The following types of development will be exempted from BNG requirements:

  • development impacting habitat of an area below a ‘de minimis’ threshold of 25 metres squared, or 5m for linear habitats such as hedgerows
  • householder applications
  • biodiversity gain sites (where habitats are being enhanced for wildlife)
  • small scale self-build and custom housebuilding

2. How the process will work

The Environment Act 2021 makes all planning permissions (other than exempted ones) subject to a pre-commencement condition requiring the submission of a plan that demonstrates how 10% net gain will be achieved. The management of the habitat created to achieve this must then be secured by legal agreement for a minimum period of 30 years. The habitat creation required to achieve 10% net gain should be undertaken on the development site itself. However if space and circumstances do not allow this provision on a separate site or a mixture of the two would be considered. Offsite habitat creation can be undertaken on land owned by the developer, or on third party land where the landowner is willing to undertake such work and maintain it for at least 30 years in return for a payment from the developer. As a last resort the Government intends to introduce a national credits purchase system for developments unable to meet their BNG requirements locally.

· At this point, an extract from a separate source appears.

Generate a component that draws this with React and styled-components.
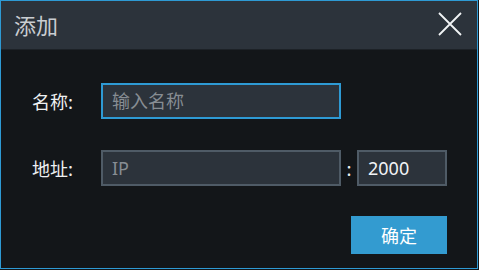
import styled, { createGlobalStyle } from "styled-components";

const Global = createGlobalStyle`
  html, body {
    margin: 0;
    padding: 0;
    background: #131619;
  }
  * { box-sizing: border-box; }
`;

const Dialog = styled.div`
  width: 478px;
  height: 269px;
  border: 1px solid #2e9ad4;
  background: #131619;
  display: flex;
  flex-direction: column;
  font-family: "Noto Sans CJK SC", "Noto Sans", sans-serif;
`;

const Header = styled.div`
  height: 49px;
  flex: none;
  background: #2c333b;
  border-bottom: 1px solid #1d2227;
  display: flex;
  align-items: center;
  justify-content: space-between;
  padding: 0 15px 0 13px;
`;

const Title = styled.span`
  color: #c9cdd1;
  font-size: 22px;
  line-height: 1;
  margin-top: -2px;
`;

const Close = styled.button`
  width: 24px;
  height: 24px;
  padding: 0;
  border: 0;
  background: none;
  cursor: pointer;
  display: flex;
  margin-top: -2px;
`;

const Body = styled.div`
  flex: 1;
  display: flex;
  flex-direction: column;
  padding: 33px 30px 15px 31px;
  gap: 31px;
`;

const Row = styled.div`
  display: flex;
  align-items: center;
`;

const Label = styled.label`
  width: 69px;
  color: #eef0f2;
  font-size: 18px;
`;

const Input = styled.input`
  width: ${(p) => p.$w}px;
  height: 36px;
  background: #2c333b;
  border: 2px solid ${(p) => (p.$active ? "#2e9ad4" : "#4f5b66")};
  outline: none;
  color: #f2f4f6;
  font-family: "Noto Sans", "Noto Sans CJK SC", sans-serif;
  font-size: 18px;
  padding: 0 9px;
  &::placeholder {
    color: #878d93;
  }
`;

const Colon = styled.span`
  width: 16px;
  text-align: center;
  color: #eef0f2;
  font-size: 18px;
`;

const Footer = styled.div`
  display: flex;
  justify-content: flex-end;
  margin-top: -1px;
`;

const Button = styled.button`
  width: 96px;
  height: 38px;
  border: 0;
  background: #339bd0;
  color: #ffffff;
  font-family: "Noto Sans CJK SC", sans-serif;
  font-size: 18px;
  cursor: pointer;
`;

export default function App() {
  return (
    <>
      <Global />
      <Dialog>
        <Header>
          <Title>添加</Title>
          <Close aria-label="close">
            <svg width="24" height="24" viewBox="0 0 24 24">
              <path d="M1 1L23 23M23 1L1 23" stroke="#f2f4f6" strokeWidth="1.8" />
            </svg>
          </Close>
        </Header>
        <Body>
          <Row>
            <Label>名称:</Label>
            <Input $w={240} $active placeholder="输入名称" />
          </Row>
          <Row>
            <Label>地址:</Label>
            <Input $w={240} placeholder="IP" />
            <Colon>:</Colon>
            <Input $w={90} defaultValue="2000" />
          </Row>
          <Footer>
            <Button>确定</Button>
          </Footer>
        </Body>
      </Dialog>
    </>
  );
}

3. Information to be submitted with a planning application

The BNG process is built around the pre-commencement condition, which is when the full details of the metric calculations and of the measures to be taken to secure 10% net gain are required. However, enough information will need to be submitted with the planning application for the Authority to be satisfied that a suitable net gain solution exists for that development.

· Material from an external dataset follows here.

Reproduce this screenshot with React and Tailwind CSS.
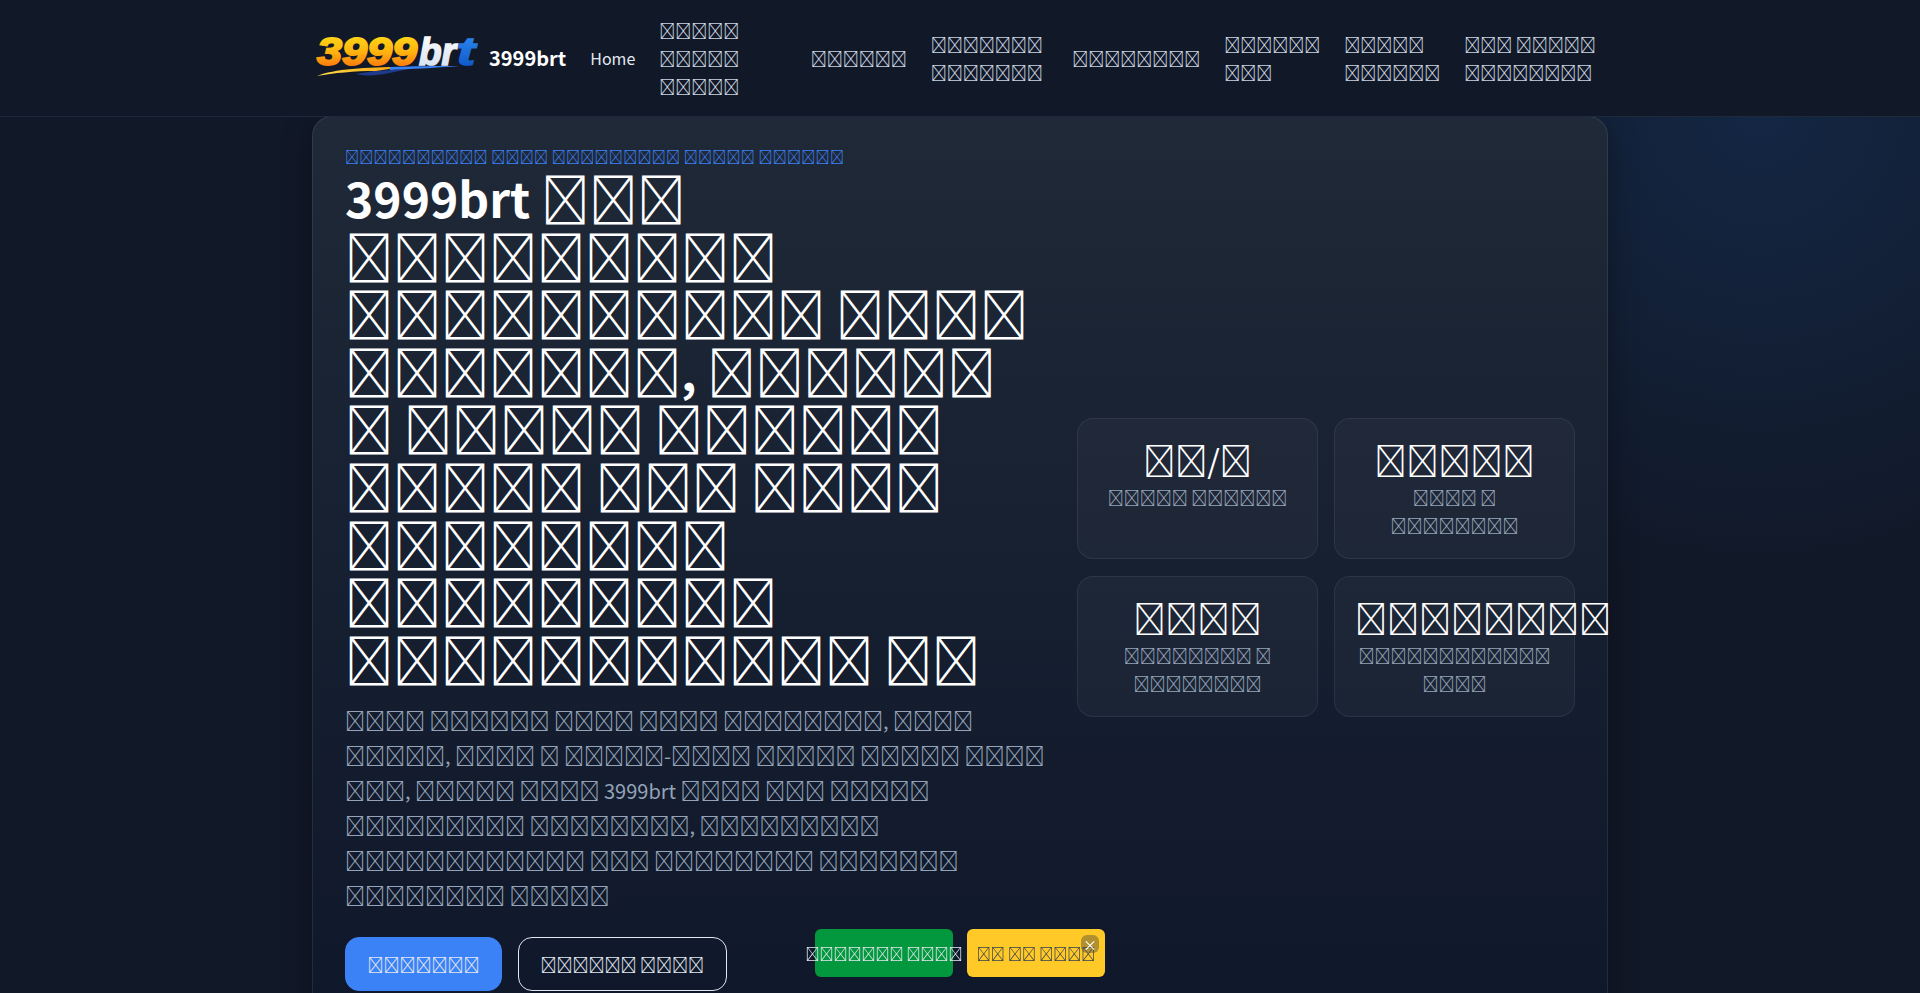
import React from "react";

// the reference shows missing-glyph boxes, "#" stands for one box
const t = (s) => s.replace(/#/g, "\uE000");

const navItems = [
  "##### ##### #####",
  "######",
  "####### #######",
  "########",
  "###### ###",
  "##### ######",
  "### ##### ########",
];

const stats = [
  { value: "##/#", label: "##### ######" },
  { value: "#####", label: "#### # ########" },
  { value: "####", label: "######## # ########" },
  { value: "########", label: "############ ####" },
];

const Logo = () => (
  <svg width="164" height="44" viewBox="0 0 164 44" className="shrink-0">
    <defs>
      <linearGradient id="gold" x1="0" y1="0" x2="0" y2="1">
        <stop offset="0" stopColor="#ffe11a" />
        <stop offset="0.5" stopColor="#ffb30f" />
        <stop offset="1" stopColor="#f8620c" />
      </linearGradient>
      <linearGradient id="silver" x1="0" y1="0" x2="0" y2="1">
        <stop offset="0" stopColor="#ffffff" />
        <stop offset="1" stopColor="#d3deef" />
      </linearGradient>
      <linearGradient id="blue" x1="0" y1="0" x2="0" y2="1">
        <stop offset="0" stopColor="#2f8df5" />
        <stop offset="1" stopColor="#0a4fc0" />
      </linearGradient>
      <linearGradient id="swoosh" x1="0" y1="0" x2="1" y2="0">
        <stop offset="0" stopColor="#ffdc4a" />
        <stop offset="1" stopColor="#f59e0b" />
      </linearGradient>
    </defs>
    <text x="3" y="29" textLength="100" lengthAdjust="spacingAndGlyphs" fontFamily="'Liberation Sans', sans-serif" fontWeight="700" fontStyle="italic" fontSize="38" fill="url(#gold)" stroke="url(#gold)" strokeWidth="2">
      3999
    </text>
    <text x="105" y="29" textLength="37" lengthAdjust="spacingAndGlyphs" fontFamily="'Liberation Sans', sans-serif" fontWeight="700" fontStyle="italic" fontSize="38" fill="url(#silver)" stroke="url(#silver)" strokeWidth="1.6">
      br
    </text>
    <text x="143" y="29" textLength="18" lengthAdjust="spacingAndGlyphs" fontFamily="'Liberation Sans', sans-serif" fontWeight="700" fontStyle="italic" fontSize="38" fill="url(#blue)" stroke="url(#blue)" strokeWidth="1.6">
      t
    </text>
    <path d="M42 38 C58 42 76 37 94 33 L60 35 Z" fill="#1e3a8a" />
    <path d="M3 40 C20 33 52 31 88 31 L62 35 C40 35 20 37 3 40 Z" fill="url(#swoosh)" />
    <path d="M76 31 C100 30 125 30 146 30 C118 32 96 33 76 34 Z" fill="#3b82f6" />
  </svg>
);

export default function App() {
  return (
    <div className="min-h-screen bg-[#111827] bg-[radial-gradient(circle_480px_at_1760px_110px,rgba(30,90,170,0.22),transparent)] font-['Noto_Sans_CJK_SC',sans-serif] text-[16px] leading-[28px] text-[#cbd5e1]">
      {/* Header */}
      <header className="relative border-b border-[#1e293b] bg-[#111827]">
        <div className="mx-auto flex w-[1296px] items-center gap-6 pl-[2px] pr-[8px] py-4">
          <div className="flex shrink-0 items-center gap-[11px]">
            <Logo />
            <span className="text-[20px] font-bold text-white">3999brt</span>
          </div>
          <nav className="flex min-w-0 flex-1 items-center gap-6">
            <a className="text-[#e2e8f0]">Home</a>
            {navItems.map((item, i) => (
              <a key={i}>{t(item)}</a>
            ))}
          </nav>
        </div>
      </header>

      {/* Hero */}
      <main className="mx-auto w-[1296px]">
        <section className="-mt-px grid grid-cols-[701px_1fr] items-center gap-[31px] rounded-[20px] border border-[rgba(148,163,184,0.15)] bg-linear-to-b from-[#1f2937] to-[#0f172a] px-8 pb-8 pt-[26px] shadow-[0_10px_30px_rgba(0,0,0,0.35)]">
          <div>
            <p className="text-[14px] leading-[26px] tracking-[0.02em] text-[#3b82f6]">{t("########## #### ######### ##### ######")}</p>
            <h1 className="mb-4 text-[48px] font-bold leading-[1.2] text-white">
              {t("3999brt ### ######### ########## #### #######, ###### # ##### ###### ##### ### #### ######## ######### ########### ##")}
            </h1>
            <p className="text-[20px] leading-[35px] text-[#94a3b8]">
              {t("#### ###### #### #### ########, #### #####, #### # #####-#### ##### ##### #### ###, ##### #### 3999brt #### ### ##### ######### ########, ######### ############ ### ######## ####### ######## #####")}
            </p>
            <div className="mt-6 flex gap-4">
              <a className="rounded-[14px] border border-[#3b82f6] bg-[#3b82f6] px-[21.5px] py-3 text-[#e2e8f0]">{t("#######")}</a>
              <a className="rounded-[14px] border border-[#e2e8f0] px-[21.5px] py-3 text-[#e2e8f0]">{t("###### ####")}</a>
            </div>
          </div>

          <div className="mt-px grid grid-cols-2 gap-x-4 gap-y-[17px]">
            {stats.map((stat, i) => (
              <div
                key={i}
                className="rounded-2xl border border-[rgba(148,163,184,0.12)] bg-[rgba(255,255,255,0.03)] px-5 pb-[19px] pt-[18px] text-center"
              >
                <div className="mb-[2px] text-[32px] leading-[44px] text-white">{t(stat.value)}</div>
                <div className="text-[#94a3b8]">{t(stat.label)}</div>
              </div>
            ))}
          </div>
        </section>
      </main>

      {/* Floating actions */}
      <div className="fixed bottom-4 left-1/2 flex -translate-x-1/2 gap-[14px]">
        <a className="flex h-12 w-[138px] items-center justify-center whitespace-nowrap rounded-md bg-[#03983e] text-[14px] text-[#e2e8f0]">{t("####### ####")}</a>
        <a className="flex h-12 w-[138px] items-center justify-center whitespace-nowrap rounded-md bg-[#ffc928] text-[14px] text-[#374151]">{t("## ## ####")}</a>
        <button className="absolute right-[6px] top-[6px] flex h-[18px] w-[18px] items-center justify-center rounded-md bg-[rgba(60,60,60,0.4)] text-[14px] leading-none text-white">×</button>
      </div>
    </div>
  );
}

We are expecting further guidance from Government and secondary legislation (regulations) about the process, but the biodiversity information submitted with the planning application should include the metric calculations and details of the development of habitat creation to achieve net gain. This work  should be undertaken by an experienced Ecologist and will allow the pre-commencement condition to be discharged without delay.

4. BNG does not replace existing legislation and policy

The BNG process simply introduces a quantitative framework for securing and demonstrating net gain. It does not replace the requirement to carry out other assessments of impacts on biodiversity eg. submission of bat survey information. Where there is the potential for impacts on European sites, the Authority will still need to undertake a Habitats Regulations Assessment.

Compliance with a number of other environmental planning policies will still need to be demonstrated by the developer; these include requirements relating to:

  • protected or important nature conservation sites
  • protected or important species
  • irreplaceable habitats

BNG maintains the mitigation hierarchy of avoiding impacts first, then mitigating and only compensating as a last resort. It cannot be used to bypass the mitigation hierarchy.

5. Planning for BNG early in your development planning

The Biodiversity Metric has been designed to disincentivise the loss of better-quality habitats to development, by making them significantly more expensive to provide net gain for compared to lower value habitats.

Consequently, it is important to establish the baseline value of a site at as early a stage as possible when considering its development potential, as the loss of higher value habitats may make a scheme unviable, or may require that parts of the site are safeguarded from development to enable an economically viable scheme to be developed.

6. Clearing sites in advance

Within Schedule 14 of the Environment Act measures have been included that allow the Local Planning Authority to take account of any habitat degradation or destruction undertaken on a site since January 2020, and to take the earlier habitat state as the baseline for the purposes of biodiversity net gain. This is to ensure that there is no advantage to be gained by the deliberate clearance of land in order to achieve a low baseline value for BNG.

If habitats on site have been destroyed or degraded prior to a survey and submission of planning application, the earlier habitat state will be taken as the baseline for the purposes of the biodiversity metric and a habitat condition score of ‘good’ will be allocated to the habitat parcel as a precaution.